WRITTEN EXERCISE: Your copy of the material must match it exactly, except that pictures are dropped.

SUPPLIED INFORMATION:
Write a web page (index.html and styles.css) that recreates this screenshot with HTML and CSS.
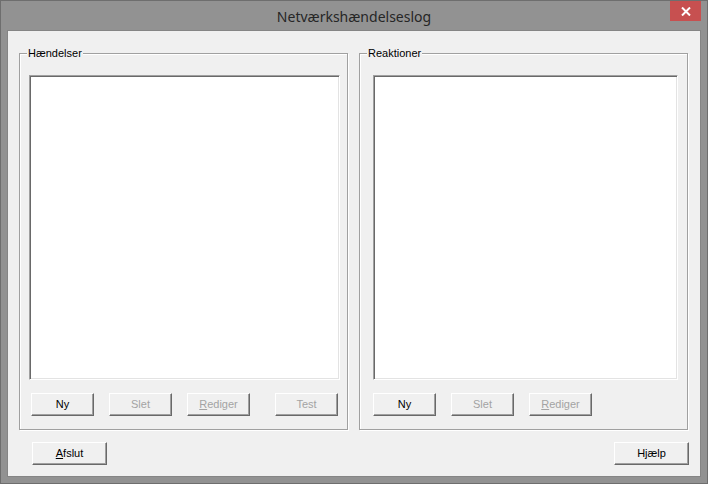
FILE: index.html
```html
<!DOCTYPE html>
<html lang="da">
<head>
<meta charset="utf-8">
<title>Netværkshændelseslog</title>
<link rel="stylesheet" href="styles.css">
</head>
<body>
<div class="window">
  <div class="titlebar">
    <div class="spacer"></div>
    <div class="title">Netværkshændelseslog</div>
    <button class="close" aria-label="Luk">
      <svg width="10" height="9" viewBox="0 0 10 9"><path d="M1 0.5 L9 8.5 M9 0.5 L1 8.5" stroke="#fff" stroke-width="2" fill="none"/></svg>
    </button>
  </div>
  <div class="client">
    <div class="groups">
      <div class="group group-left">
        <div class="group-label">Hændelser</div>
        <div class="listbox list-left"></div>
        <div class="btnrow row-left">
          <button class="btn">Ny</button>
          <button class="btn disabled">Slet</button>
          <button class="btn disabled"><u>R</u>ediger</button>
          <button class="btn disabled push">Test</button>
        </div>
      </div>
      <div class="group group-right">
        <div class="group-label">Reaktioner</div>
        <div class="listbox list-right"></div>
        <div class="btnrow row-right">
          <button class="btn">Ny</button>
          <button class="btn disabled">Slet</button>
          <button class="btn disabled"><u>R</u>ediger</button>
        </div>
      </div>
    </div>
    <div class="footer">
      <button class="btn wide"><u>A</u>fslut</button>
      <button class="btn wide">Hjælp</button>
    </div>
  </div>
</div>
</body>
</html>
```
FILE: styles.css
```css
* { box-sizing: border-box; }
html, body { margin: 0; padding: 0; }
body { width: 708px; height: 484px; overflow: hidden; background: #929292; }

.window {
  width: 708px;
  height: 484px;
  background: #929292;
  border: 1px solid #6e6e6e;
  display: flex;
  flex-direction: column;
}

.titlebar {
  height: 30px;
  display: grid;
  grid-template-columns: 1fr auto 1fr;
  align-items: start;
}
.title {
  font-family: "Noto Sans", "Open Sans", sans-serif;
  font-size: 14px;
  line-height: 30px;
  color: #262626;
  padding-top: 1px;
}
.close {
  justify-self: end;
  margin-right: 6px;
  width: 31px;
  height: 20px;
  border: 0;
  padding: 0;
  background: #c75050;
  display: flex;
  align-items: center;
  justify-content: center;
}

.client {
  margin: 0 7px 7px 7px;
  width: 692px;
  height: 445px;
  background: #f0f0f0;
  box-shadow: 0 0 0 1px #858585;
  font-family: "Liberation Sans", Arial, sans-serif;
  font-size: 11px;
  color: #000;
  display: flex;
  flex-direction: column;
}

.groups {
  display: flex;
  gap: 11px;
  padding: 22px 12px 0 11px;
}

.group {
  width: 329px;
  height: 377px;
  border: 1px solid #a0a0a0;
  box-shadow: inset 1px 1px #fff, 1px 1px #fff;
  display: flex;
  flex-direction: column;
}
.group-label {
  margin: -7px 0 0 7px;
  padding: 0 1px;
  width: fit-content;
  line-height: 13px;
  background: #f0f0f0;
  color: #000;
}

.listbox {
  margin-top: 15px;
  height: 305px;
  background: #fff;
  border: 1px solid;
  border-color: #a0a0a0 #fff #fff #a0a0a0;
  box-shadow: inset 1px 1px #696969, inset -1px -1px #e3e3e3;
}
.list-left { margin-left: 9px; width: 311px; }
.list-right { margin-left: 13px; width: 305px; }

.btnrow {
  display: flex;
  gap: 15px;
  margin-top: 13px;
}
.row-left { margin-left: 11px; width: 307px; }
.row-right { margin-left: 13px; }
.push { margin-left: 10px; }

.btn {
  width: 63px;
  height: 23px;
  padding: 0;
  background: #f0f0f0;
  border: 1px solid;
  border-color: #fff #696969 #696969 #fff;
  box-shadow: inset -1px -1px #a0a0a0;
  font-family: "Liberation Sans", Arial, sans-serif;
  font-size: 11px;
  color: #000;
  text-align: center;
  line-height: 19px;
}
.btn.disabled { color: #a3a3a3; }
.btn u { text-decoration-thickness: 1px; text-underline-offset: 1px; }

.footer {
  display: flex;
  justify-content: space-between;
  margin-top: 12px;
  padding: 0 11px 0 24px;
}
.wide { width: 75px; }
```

ANSWER TO THE EXERCISE:
Write a web page (index.html and styles.css) that recreates this screenshot with HTML and CSS.
FILE: index.html
```html
<!DOCTYPE html>
<html lang="da">
<head>
<meta charset="utf-8">
<title>Netværkshændelseslog</title>
<link rel="stylesheet" href="styles.css">
</head>
<body>
<div class="window">
  <div class="titlebar">
    <div class="spacer"></div>
    <div class="title">Netværkshændelseslog</div>
    <button class="close" aria-label="Luk">
      <svg width="10" height="9" viewBox="0 0 10 9"><path d="M1 0.5 L9 8.5 M9 0.5 L1 8.5" stroke="#fff" stroke-width="2" fill="none"/></svg>
    </button>
  </div>
  <div class="client">
    <div class="groups">
      <div class="group group-left">
        <div class="group-label">Hændelser</div>
        <div class="listbox list-left"></div>
        <div class="btnrow row-left">
          <button class="btn">Ny</button>
          <button class="btn disabled">Slet</button>
          <button class="btn disabled"><u>R</u>ediger</button>
          <button class="btn disabled push">Test</button>
        </div>
      </div>
      <div class="group group-right">
        <div class="group-label">Reaktioner</div>
        <div class="listbox list-right"></div>
        <div class="btnrow row-right">
          <button class="btn">Ny</button>
          <button class="btn disabled">Slet</button>
          <button class="btn disabled"><u>R</u>ediger</button>
        </div>
      </div>
    </div>
    <div class="footer">
      <button class="btn wide"><u>A</u>fslut</button>
      <button class="btn wide">Hjælp</button>
    </div>
  </div>
</div>
</body>
</html>
```
FILE: styles.css
```css
* { box-sizing: border-box; }
html, body { margin: 0; padding: 0; }
body { width: 708px; height: 484px; overflow: hidden; background: #929292; }

.window {
  width: 708px;
  height: 484px;
  background: #929292;
  border: 1px solid #6e6e6e;
  display: flex;
  flex-direction: column;
}

.titlebar {
  height: 30px;
  display: grid;
  grid-template-columns: 1fr auto 1fr;
  align-items: start;
}
.title {
  font-family: "Noto Sans", "Open Sans", sans-serif;
  font-size: 14px;
  line-height: 30px;
  color: #262626;
  padding-top: 1px;
}
.close {
  justify-self: end;
  margin-right: 6px;
  width: 31px;
  height: 20px;
  border: 0;
  padding: 0;
  background: #c75050;
  display: flex;
  align-items: center;
  justify-content: center;
}

.client {
  margin: 0 7px 7px 7px;
  width: 692px;
  height: 445px;
  background: #f0f0f0;
  box-shadow: 0 0 0 1px #858585;
  font-family: "Liberation Sans", Arial, sans-serif;
  font-size: 11px;
  color: #000;
  display: flex;
  flex-direction: column;
}

.groups {
  display: flex;
  gap: 11px;
  padding: 22px 12px 0 11px;
}

.group {
  width: 329px;
  height: 377px;
  border: 1px solid #a0a0a0;
  box-shadow: inset 1px 1px #fff, 1px 1px #fff;
  display: flex;
  flex-direction: column;
}
.group-label {
  margin: -7px 0 0 7px;
  padding: 0 1px;
  width: fit-content;
  line-height: 13px;
  background: #f0f0f0;
  color: #000;
}

.listbox {
  margin-top: 15px;
  height: 305px;
  background: #fff;
  border: 1px solid;
  border-color: #a0a0a0 #fff #fff #a0a0a0;
  box-shadow: inset 1px 1px #696969, inset -1px -1px #e3e3e3;
}
.list-left { margin-left: 9px; width: 311px; }
.list-right { margin-left: 13px; width: 305px; }

.btnrow {
  display: flex;
  gap: 15px;
  margin-top: 13px;
}
.row-left { margin-left: 11px; width: 307px; }
.row-right { margin-left: 13px; }
.push { margin-left: 10px; }

.btn {
  width: 63px;
  height: 23px;
  padding: 0;
  background: #f0f0f0;
  border: 1px solid;
  border-color: #fff #696969 #696969 #fff;
  box-shadow: inset -1px -1px #a0a0a0;
  font-family: "Liberation Sans", Arial, sans-serif;
  font-size: 11px;
  color: #000;
  text-align: center;
  line-height: 19px;
}
.btn.disabled { color: #a3a3a3; }
.btn u { text-decoration-thickness: 1px; text-underline-offset: 1px; }

.footer {
  display: flex;
  justify-content: space-between;
  margin-top: 12px;
  padding: 0 11px 0 24px;
}
.wide { width: 75px; }
```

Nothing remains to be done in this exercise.